Na medida em que se admite a existência da sonegação, estimulada pelas altas alíquotas dos tributos convencionais, a queda nas alíquotas efetivas implicará perda de arrecadação. Para fazer a correção, as alíquotas nominais dos tributos convencionais foram aumentadas numa proporção dada pela relação entre a soma das alíquotas nominais e a soma das alíquotas efetivas. A expectativa é que, com essa correção, esteja se fazendo a compensação dos efeitos da sonegação na arrecadação tributária pelo aumento das alíquotas nominais.
Em segundo lugar, as simulações comprovam um fato que já pudemos observar anteriormente: as distorções nos preços relativos dependem de dois fatores — o nível nominal das alíquotas e sua dispersão ou variabilidade. Ao introduzirmos a sonegação em nosso modelo de simulação através de uma queda nas alíquotas efetivas dos impostos, reduz-se automaticamente o desvio nos preços relativos, pois as alíquotas efetivas caem. Nesse sentido, ocorreu o esperado, já que, antes da correção no nível das alíquotas, o desvio do modelo convencional caiu de 8% para 7,8%. Em outras palavras, o efeito redutor dos desvios provenientes da queda nas alíquotas foi mais intenso do que o efeito amplificador dos desvios causados pela correção generalizada das alíquotas nominais para compensar a perda de arrecadação causada pela sonegação.
Em terceiro lugar, há uma outra explicação estritamente numérica.
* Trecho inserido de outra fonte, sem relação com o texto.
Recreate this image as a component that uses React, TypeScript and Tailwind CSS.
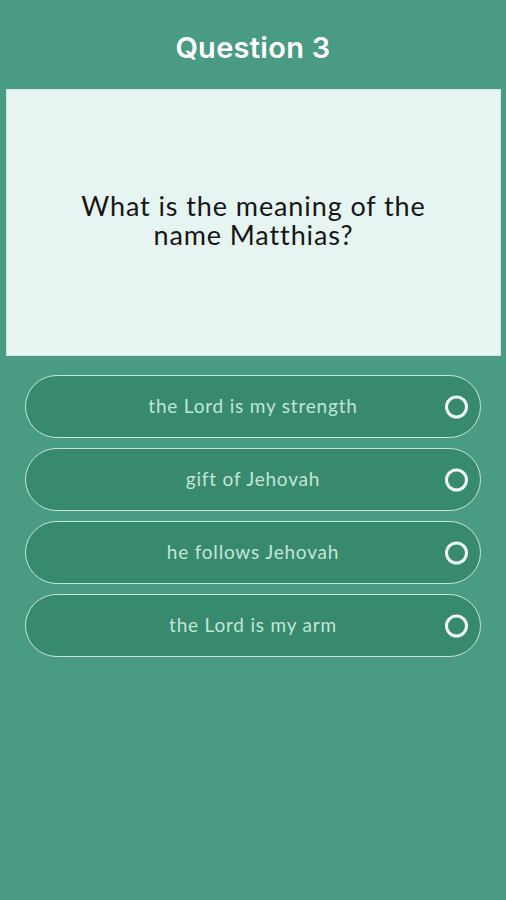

Para fazer a compensação das alíquotas e neutralizar a queda de arrecadação causada pela sonegação, utilizou-se como indicador o fato de que a soma das alíquotas efetivas foi apenas 10% mais baixa do que a soma das alíquotas nominais. Ou seja, as alíquotas nominais foram aumentadas em 10% de forma generalizada. Cumpre dizer que, por falta de dados, não foi possível ponderar essa queda pela importância relativa de cada setor na economia brasileira, como seria mais adequado. Trata-se de uma limitação metodológica séria, que deverá ser corrigida no futuro. Assim, a correção necessária poderia ter sido maior do que a realizada, mas não há informações que comprovem ou desmintam essa possibilidade, dado o caráter aleatório dos padrões de sonegação tributária.
Uma quarta explicação é de caráter conceitual. Como já afirmamos antes, o teorema do "second best" nos ensinou que, na ausência de condições competitivas perfeitas, as distorções podem se compensar, de tal forma que a presença de duas fontes de distorções pode gerar uma situação mais próxima da eficiência competitiva do que a presença de apenas um elemento de distorção. Nesse sentido, não há como saber a priori se uma dada situação é mais ou menos eficiente do que outra. Apenas uma análise empírica será capaz de proporcionar respostas adequadas.
O que pode ter sido representado na Simulação nº 3 é exatamente esse fenômeno, ou seja, as distorções causadas pelos índices de sonegação utilizados no modelo podem ter gerado compensações cruzadas, de tal forma a reduzir, ao invés de aumentar, as distorções nos preços relativos da economia.
Pode-se dizer que esse resultado confirma a inadequação das afirmações peremptórias e incondicionais feitas por vários críticos e estudiosos da cumulatividade acerca de seus efeitos distorcivos nos preços relativos da economia.